## SET TASK
Please set down all the lines beneath this one exactly, without the pictures.

## RECORDED INFORMATION
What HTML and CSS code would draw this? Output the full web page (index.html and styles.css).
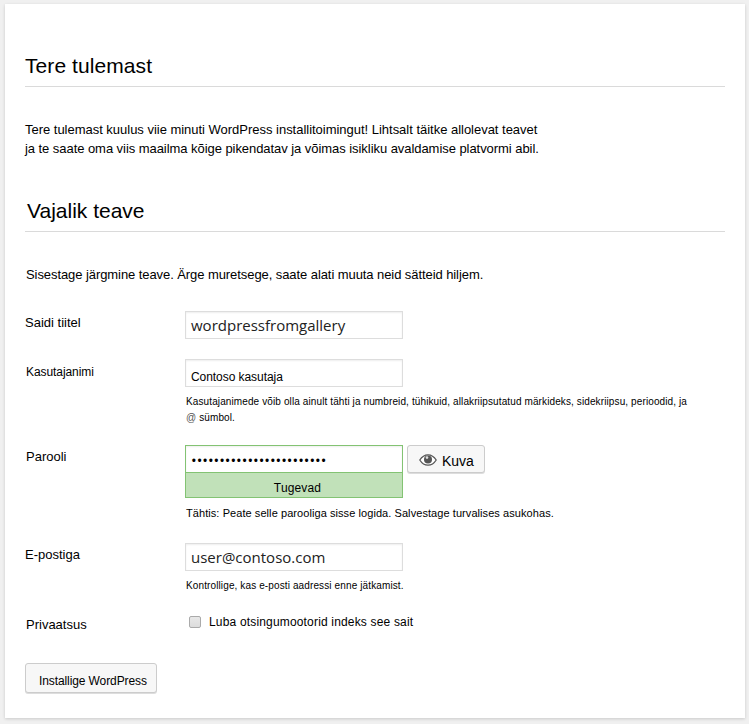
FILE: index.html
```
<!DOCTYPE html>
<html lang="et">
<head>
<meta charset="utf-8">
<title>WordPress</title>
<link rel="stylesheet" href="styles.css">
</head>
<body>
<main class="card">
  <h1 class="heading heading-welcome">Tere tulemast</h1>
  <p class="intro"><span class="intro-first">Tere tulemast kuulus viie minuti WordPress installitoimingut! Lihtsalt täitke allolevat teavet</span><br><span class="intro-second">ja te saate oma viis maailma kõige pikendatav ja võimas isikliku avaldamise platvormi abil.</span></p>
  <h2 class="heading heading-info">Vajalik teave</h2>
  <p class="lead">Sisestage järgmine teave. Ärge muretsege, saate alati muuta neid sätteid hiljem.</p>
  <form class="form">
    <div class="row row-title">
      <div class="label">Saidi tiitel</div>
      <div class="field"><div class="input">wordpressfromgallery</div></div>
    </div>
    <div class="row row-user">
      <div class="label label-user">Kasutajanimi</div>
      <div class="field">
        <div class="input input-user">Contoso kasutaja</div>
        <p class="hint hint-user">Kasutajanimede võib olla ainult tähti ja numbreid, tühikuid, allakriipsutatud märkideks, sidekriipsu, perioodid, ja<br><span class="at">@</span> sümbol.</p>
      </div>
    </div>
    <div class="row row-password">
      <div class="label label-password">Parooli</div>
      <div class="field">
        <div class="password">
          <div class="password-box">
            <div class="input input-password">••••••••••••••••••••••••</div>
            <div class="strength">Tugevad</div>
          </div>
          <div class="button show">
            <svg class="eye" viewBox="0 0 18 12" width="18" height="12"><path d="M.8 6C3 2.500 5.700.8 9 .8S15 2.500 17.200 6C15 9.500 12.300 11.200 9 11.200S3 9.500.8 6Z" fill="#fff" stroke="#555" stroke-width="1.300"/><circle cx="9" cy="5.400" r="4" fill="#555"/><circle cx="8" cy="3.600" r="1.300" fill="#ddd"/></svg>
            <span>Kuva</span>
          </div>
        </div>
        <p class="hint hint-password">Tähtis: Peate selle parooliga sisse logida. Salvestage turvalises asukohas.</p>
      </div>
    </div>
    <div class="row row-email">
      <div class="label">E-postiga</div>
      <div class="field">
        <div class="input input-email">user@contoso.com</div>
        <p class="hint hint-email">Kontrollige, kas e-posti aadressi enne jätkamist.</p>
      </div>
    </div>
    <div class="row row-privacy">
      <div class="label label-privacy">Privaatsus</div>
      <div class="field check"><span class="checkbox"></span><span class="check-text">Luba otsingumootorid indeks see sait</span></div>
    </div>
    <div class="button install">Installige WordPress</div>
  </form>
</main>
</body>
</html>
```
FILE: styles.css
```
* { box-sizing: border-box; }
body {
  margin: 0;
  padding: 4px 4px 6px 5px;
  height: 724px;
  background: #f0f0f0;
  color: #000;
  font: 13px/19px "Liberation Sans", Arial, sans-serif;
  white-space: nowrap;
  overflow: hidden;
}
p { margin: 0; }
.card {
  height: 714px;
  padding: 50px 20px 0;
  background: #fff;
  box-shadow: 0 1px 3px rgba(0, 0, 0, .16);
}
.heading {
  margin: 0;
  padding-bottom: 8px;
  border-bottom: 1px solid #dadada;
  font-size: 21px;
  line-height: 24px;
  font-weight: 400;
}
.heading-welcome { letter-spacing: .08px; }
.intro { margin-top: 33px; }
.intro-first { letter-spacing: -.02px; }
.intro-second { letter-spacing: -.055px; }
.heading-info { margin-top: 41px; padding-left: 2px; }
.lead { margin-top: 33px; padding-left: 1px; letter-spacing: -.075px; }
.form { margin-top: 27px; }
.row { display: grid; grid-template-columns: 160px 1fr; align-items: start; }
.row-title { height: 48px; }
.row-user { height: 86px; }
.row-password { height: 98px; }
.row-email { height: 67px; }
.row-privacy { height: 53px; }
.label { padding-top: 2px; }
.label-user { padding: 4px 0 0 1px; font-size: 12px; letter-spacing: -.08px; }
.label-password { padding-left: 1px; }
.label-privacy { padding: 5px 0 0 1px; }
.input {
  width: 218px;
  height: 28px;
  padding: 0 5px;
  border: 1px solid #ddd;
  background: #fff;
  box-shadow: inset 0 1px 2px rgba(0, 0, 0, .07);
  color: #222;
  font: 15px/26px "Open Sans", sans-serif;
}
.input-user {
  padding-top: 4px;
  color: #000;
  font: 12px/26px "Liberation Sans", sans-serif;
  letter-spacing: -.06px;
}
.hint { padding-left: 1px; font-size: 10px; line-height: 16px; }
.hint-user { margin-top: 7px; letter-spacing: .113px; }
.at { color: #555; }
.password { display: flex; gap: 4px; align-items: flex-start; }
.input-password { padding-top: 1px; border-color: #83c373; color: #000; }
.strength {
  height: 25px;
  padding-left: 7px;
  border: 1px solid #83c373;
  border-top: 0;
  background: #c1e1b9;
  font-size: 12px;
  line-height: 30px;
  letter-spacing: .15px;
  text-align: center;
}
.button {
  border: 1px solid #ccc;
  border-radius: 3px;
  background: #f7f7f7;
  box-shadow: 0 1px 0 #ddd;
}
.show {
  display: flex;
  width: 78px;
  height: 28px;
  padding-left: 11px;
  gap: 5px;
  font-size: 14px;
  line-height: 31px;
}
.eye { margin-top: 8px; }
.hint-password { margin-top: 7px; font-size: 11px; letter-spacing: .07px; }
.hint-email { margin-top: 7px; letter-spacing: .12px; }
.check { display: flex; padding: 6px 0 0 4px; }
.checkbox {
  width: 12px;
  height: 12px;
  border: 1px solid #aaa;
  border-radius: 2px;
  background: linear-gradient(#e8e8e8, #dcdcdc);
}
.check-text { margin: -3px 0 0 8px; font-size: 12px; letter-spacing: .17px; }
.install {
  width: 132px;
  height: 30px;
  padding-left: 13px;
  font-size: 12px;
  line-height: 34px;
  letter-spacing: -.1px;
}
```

## WRITTEN ANSWER
What HTML and CSS code would draw this? Output the full web page (index.html and styles.css).
FILE: index.html
```
<!DOCTYPE html>
<html lang="et">
<head>
<meta charset="utf-8">
<title>WordPress</title>
<link rel="stylesheet" href="styles.css">
</head>
<body>
<main class="card">
  <h1 class="heading heading-welcome">Tere tulemast</h1>
  <p class="intro"><span class="intro-first">Tere tulemast kuulus viie minuti WordPress installitoimingut! Lihtsalt täitke allolevat teavet</span><br><span class="intro-second">ja te saate oma viis maailma kõige pikendatav ja võimas isikliku avaldamise platvormi abil.</span></p>
  <h2 class="heading heading-info">Vajalik teave</h2>
  <p class="lead">Sisestage järgmine teave. Ärge muretsege, saate alati muuta neid sätteid hiljem.</p>
  <form class="form">
    <div class="row row-title">
      <div class="label">Saidi tiitel</div>
      <div class="field"><div class="input">wordpressfromgallery</div></div>
    </div>
    <div class="row row-user">
      <div class="label label-user">Kasutajanimi</div>
      <div class="field">
        <div class="input input-user">Contoso kasutaja</div>
        <p class="hint hint-user">Kasutajanimede võib olla ainult tähti ja numbreid, tühikuid, allakriipsutatud märkideks, sidekriipsu, perioodid, ja<br><span class="at">@</span> sümbol.</p>
      </div>
    </div>
    <div class="row row-password">
      <div class="label label-password">Parooli</div>
      <div class="field">
        <div class="password">
          <div class="password-box">
            <div class="input input-password">••••••••••••••••••••••••</div>
            <div class="strength">Tugevad</div>
          </div>
          <div class="button show">
            <svg class="eye" viewBox="0 0 18 12" width="18" height="12"><path d="M.8 6C3 2.500 5.700.8 9 .8S15 2.500 17.200 6C15 9.500 12.300 11.200 9 11.200S3 9.500.8 6Z" fill="#fff" stroke="#555" stroke-width="1.300"/><circle cx="9" cy="5.400" r="4" fill="#555"/><circle cx="8" cy="3.600" r="1.300" fill="#ddd"/></svg>
            <span>Kuva</span>
          </div>
        </div>
        <p class="hint hint-password">Tähtis: Peate selle parooliga sisse logida. Salvestage turvalises asukohas.</p>
      </div>
    </div>
    <div class="row row-email">
      <div class="label">E-postiga</div>
      <div class="field">
        <div class="input input-email">user@contoso.com</div>
        <p class="hint hint-email">Kontrollige, kas e-posti aadressi enne jätkamist.</p>
      </div>
    </div>
    <div class="row row-privacy">
      <div class="label label-privacy">Privaatsus</div>
      <div class="field check"><span class="checkbox"></span><span class="check-text">Luba otsingumootorid indeks see sait</span></div>
    </div>
    <div class="button install">Installige WordPress</div>
  </form>
</main>
</body>
</html>
```
FILE: styles.css
```
* { box-sizing: border-box; }
body {
  margin: 0;
  padding: 4px 4px 6px 5px;
  height: 724px;
  background: #f0f0f0;
  color: #000;
  font: 13px/19px "Liberation Sans", Arial, sans-serif;
  white-space: nowrap;
  overflow: hidden;
}
p { margin: 0; }
.card {
  height: 714px;
  padding: 50px 20px 0;
  background: #fff;
  box-shadow: 0 1px 3px rgba(0, 0, 0, .16);
}
.heading {
  margin: 0;
  padding-bottom: 8px;
  border-bottom: 1px solid #dadada;
  font-size: 21px;
  line-height: 24px;
  font-weight: 400;
}
.heading-welcome { letter-spacing: .08px; }
.intro { margin-top: 33px; }
.intro-first { letter-spacing: -.02px; }
.intro-second { letter-spacing: -.055px; }
.heading-info { margin-top: 41px; padding-left: 2px; }
.lead { margin-top: 33px; padding-left: 1px; letter-spacing: -.075px; }
.form { margin-top: 27px; }
.row { display: grid; grid-template-columns: 160px 1fr; align-items: start; }
.row-title { height: 48px; }
.row-user { height: 86px; }
.row-password { height: 98px; }
.row-email { height: 67px; }
.row-privacy { height: 53px; }
.label { padding-top: 2px; }
.label-user { padding: 4px 0 0 1px; font-size: 12px; letter-spacing: -.08px; }
.label-password { padding-left: 1px; }
.label-privacy { padding: 5px 0 0 1px; }
.input {
  width: 218px;
  height: 28px;
  padding: 0 5px;
  border: 1px solid #ddd;
  background: #fff;
  box-shadow: inset 0 1px 2px rgba(0, 0, 0, .07);
  color: #222;
  font: 15px/26px "Open Sans", sans-serif;
}
.input-user {
  padding-top: 4px;
  color: #000;
  font: 12px/26px "Liberation Sans", sans-serif;
  letter-spacing: -.06px;
}
.hint { padding-left: 1px; font-size: 10px; line-height: 16px; }
.hint-user { margin-top: 7px; letter-spacing: .113px; }
.at { color: #555; }
.password { display: flex; gap: 4px; align-items: flex-start; }
.input-password { padding-top: 1px; border-color: #83c373; color: #000; }
.strength {
  height: 25px;
  padding-left: 7px;
  border: 1px solid #83c373;
  border-top: 0;
  background: #c1e1b9;
  font-size: 12px;
  line-height: 30px;
  letter-spacing: .15px;
  text-align: center;
}
.button {
  border: 1px solid #ccc;
  border-radius: 3px;
  background: #f7f7f7;
  box-shadow: 0 1px 0 #ddd;
}
.show {
  display: flex;
  width: 78px;
  height: 28px;
  padding-left: 11px;
  gap: 5px;
  font-size: 14px;
  line-height: 31px;
}
.eye { margin-top: 8px; }
.hint-password { margin-top: 7px; font-size: 11px; letter-spacing: .07px; }
.hint-email { margin-top: 7px; letter-spacing: .12px; }
.check { display: flex; padding: 6px 0 0 4px; }
.checkbox {
  width: 12px;
  height: 12px;
  border: 1px solid #aaa;
  border-radius: 2px;
  background: linear-gradient(#e8e8e8, #dcdcdc);
}
.check-text { margin: -3px 0 0 8px; font-size: 12px; letter-spacing: .17px; }
.install {
  width: 132px;
  height: 30px;
  padding-left: 13px;
  font-size: 12px;
  line-height: 34px;
  letter-spacing: -.1px;
}
```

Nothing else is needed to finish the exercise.